To make a lasting impression in initial 5 minutes, you have to do something that you will be remembered for. This is one of the best ways to make quick impression.
- Present some unique quality about your product or service, offer something exceptional or do whatever positive you can to look impressive
- In a networking event, people would come across many businesses but to make yourself stand out of the crowd, you have to do something which is memorable so that the new associate remembers you next time for that reason
Retain information like their name and story:

A smart way to make a great impression on people is by referring them by their identity.

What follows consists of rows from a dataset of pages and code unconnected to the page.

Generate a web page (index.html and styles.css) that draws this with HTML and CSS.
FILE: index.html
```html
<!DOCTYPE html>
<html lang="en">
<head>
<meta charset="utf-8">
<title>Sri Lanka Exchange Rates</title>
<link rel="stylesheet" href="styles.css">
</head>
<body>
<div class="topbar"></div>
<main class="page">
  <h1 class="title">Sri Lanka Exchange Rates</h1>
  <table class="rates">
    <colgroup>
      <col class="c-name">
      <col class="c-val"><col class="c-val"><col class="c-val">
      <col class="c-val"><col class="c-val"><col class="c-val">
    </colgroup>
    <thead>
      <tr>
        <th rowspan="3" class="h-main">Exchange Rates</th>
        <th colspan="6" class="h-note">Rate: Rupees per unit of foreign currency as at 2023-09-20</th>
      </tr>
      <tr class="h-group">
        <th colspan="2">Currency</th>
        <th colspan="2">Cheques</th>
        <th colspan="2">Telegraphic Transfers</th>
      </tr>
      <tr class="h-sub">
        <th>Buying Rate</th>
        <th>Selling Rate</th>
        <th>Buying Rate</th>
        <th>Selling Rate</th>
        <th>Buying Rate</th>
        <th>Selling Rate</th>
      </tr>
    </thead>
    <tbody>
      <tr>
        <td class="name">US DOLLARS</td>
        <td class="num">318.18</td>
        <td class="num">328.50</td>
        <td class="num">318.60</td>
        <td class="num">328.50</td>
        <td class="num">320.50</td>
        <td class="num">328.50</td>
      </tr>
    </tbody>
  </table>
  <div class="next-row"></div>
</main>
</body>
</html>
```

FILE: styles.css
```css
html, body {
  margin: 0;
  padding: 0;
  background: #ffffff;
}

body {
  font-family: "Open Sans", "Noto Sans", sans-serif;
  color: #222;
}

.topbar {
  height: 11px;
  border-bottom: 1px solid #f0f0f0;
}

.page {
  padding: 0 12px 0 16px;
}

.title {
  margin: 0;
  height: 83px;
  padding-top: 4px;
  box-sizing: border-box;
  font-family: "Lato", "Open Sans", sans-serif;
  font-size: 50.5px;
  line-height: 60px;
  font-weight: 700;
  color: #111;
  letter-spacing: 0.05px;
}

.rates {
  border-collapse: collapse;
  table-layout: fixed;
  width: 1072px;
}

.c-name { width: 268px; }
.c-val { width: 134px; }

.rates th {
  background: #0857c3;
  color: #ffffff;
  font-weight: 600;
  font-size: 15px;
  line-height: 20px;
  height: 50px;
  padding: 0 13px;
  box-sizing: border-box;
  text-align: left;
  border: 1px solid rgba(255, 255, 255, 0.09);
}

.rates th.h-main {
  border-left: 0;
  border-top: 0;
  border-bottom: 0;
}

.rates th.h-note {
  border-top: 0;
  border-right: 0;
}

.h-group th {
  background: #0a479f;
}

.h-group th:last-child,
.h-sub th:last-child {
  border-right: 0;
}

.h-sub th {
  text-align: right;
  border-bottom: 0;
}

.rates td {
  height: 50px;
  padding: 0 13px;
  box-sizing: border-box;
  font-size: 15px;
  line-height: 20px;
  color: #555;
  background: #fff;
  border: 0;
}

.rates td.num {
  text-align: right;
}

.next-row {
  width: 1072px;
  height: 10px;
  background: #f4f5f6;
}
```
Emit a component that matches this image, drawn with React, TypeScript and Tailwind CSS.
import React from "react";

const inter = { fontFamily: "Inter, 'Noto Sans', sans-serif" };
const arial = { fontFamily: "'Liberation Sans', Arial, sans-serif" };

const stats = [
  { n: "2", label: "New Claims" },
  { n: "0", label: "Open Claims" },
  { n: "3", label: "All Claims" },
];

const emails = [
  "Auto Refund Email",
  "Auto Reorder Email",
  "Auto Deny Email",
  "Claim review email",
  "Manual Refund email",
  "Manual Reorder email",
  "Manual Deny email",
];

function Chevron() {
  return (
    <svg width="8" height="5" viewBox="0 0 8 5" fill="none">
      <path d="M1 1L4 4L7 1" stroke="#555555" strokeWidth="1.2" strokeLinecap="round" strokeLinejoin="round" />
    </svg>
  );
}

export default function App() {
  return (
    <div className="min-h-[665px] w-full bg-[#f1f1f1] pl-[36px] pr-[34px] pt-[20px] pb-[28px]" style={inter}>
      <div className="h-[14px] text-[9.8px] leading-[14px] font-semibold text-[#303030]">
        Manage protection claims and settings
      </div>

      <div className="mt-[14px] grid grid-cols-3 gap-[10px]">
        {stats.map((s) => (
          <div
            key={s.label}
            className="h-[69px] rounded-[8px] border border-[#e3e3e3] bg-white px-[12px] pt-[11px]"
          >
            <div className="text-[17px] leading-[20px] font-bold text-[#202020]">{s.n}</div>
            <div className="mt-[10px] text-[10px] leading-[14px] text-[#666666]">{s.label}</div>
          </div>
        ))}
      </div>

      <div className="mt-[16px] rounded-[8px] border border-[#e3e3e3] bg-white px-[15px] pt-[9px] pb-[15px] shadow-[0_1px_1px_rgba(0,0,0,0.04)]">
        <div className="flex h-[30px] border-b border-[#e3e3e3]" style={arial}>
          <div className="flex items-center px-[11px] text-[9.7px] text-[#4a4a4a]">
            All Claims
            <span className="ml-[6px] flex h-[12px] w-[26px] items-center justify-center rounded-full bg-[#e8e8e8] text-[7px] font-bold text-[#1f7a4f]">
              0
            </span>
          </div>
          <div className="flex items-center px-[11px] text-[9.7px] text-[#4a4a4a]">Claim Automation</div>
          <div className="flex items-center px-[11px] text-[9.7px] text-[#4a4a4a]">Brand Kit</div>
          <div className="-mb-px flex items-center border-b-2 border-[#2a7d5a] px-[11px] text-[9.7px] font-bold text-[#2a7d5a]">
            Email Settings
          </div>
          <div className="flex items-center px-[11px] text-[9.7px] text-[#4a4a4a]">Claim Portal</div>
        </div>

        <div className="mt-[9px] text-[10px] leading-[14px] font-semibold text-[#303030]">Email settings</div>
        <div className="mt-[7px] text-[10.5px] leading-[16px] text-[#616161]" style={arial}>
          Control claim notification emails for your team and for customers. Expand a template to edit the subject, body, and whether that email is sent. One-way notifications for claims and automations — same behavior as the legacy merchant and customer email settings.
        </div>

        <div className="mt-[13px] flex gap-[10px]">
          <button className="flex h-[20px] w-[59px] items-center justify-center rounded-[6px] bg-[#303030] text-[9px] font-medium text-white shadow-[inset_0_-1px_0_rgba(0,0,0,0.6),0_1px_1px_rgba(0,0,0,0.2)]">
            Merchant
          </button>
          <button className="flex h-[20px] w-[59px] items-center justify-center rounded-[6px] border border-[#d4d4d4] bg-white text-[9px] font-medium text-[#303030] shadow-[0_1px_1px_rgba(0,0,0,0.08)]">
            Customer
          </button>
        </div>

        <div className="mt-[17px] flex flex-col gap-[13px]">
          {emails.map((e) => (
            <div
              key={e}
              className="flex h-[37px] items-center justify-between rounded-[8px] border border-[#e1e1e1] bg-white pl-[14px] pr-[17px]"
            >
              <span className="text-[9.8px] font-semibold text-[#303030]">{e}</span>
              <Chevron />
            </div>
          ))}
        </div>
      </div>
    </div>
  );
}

- When you converse with other professionals in networking events, let them know that you are familiar with their work and identity, this will have a positive impact on the professionals and may be they would soon turn into your business partners
Quality matters not quantity:

Collecting or handing over maximum business cards doesn’t matter, how strong connections you managed to make is what matters at the end of the day.
- Rather than concentrating on quantity of business cards, focus on quality connections which will actually boost your business.
Ultimately strong relationships will get you clients, not the number of business cards.
It is not about how much time you take, it is about how much value you add to the deal. Thus, even 5 minutes is more than sufficient, if you are positive and clear with your motive. The real key to make lasting impression is by building meaningful relationships.
FAQs
Q1. Is there actually such thing as having enough time to make an impression on a person that lasts within five minutes?
Try to recall those discussions that are memorable for you from events that took place years back. They weren’t the lengthy ones; they were the ones that made you feel like you had been truly acknowledged, despite being so quick. Five minutes would be enough for you if you were really present instead of merely going through the motions.
Q2. What kills a networking conversation before it even gets going?
Talking about yourself before you have earned the right to. You have known this person for forty five seconds and you are already three slides into your mental pitch deck. They can feel it and they are already looking past your shoulder for someone else to talk to. Ask about them first and everything changes
Q3. How do I make sure someone actually remembers me the next day?
Say something real. Not rehearsed, not polished, just something that shows you were genuinely paying attention to what they said. A specific observation, a useful idea, or even just a question that goes slightly deeper than the surface level stuff everyone else asked them that evening. That is what sticks. Generic pleasantries evaporate the moment people get to their car.
Q4. Does making eye contact and smiling genuinely matter or is that just old advice?
It matters enormously and the reason is simple. Most people at networking events are slightly nervous, slightly performing, and not quite fully there. When someone smiles at you like they actually mean it and looks at you like you are the most interesting person in the room right now, you notice. You remember it. And you want to talk to them again.
Q5. How do I hold onto someone’s name when I am meeting ten people in one night?
Say it back to them immediately after you hear it. Use it naturally once during the conversation and then again when you say goodbye. It takes almost no effort but the effect on the other person is significant. People light up when someone uses their name because it signals that you actually registered them as a person rather than just another contact to collect.
Q6. How many connections is it realistic to make at a single event?
Three or four real ones and that is genuinely enough. The person working the room collecting forty business cards and talking to everyone for ninety seconds each is not networking, they are just being busy. Three conversations where something genuine was exchanged will move your business forward in ways that a stack of cards stuffed in a drawer never will.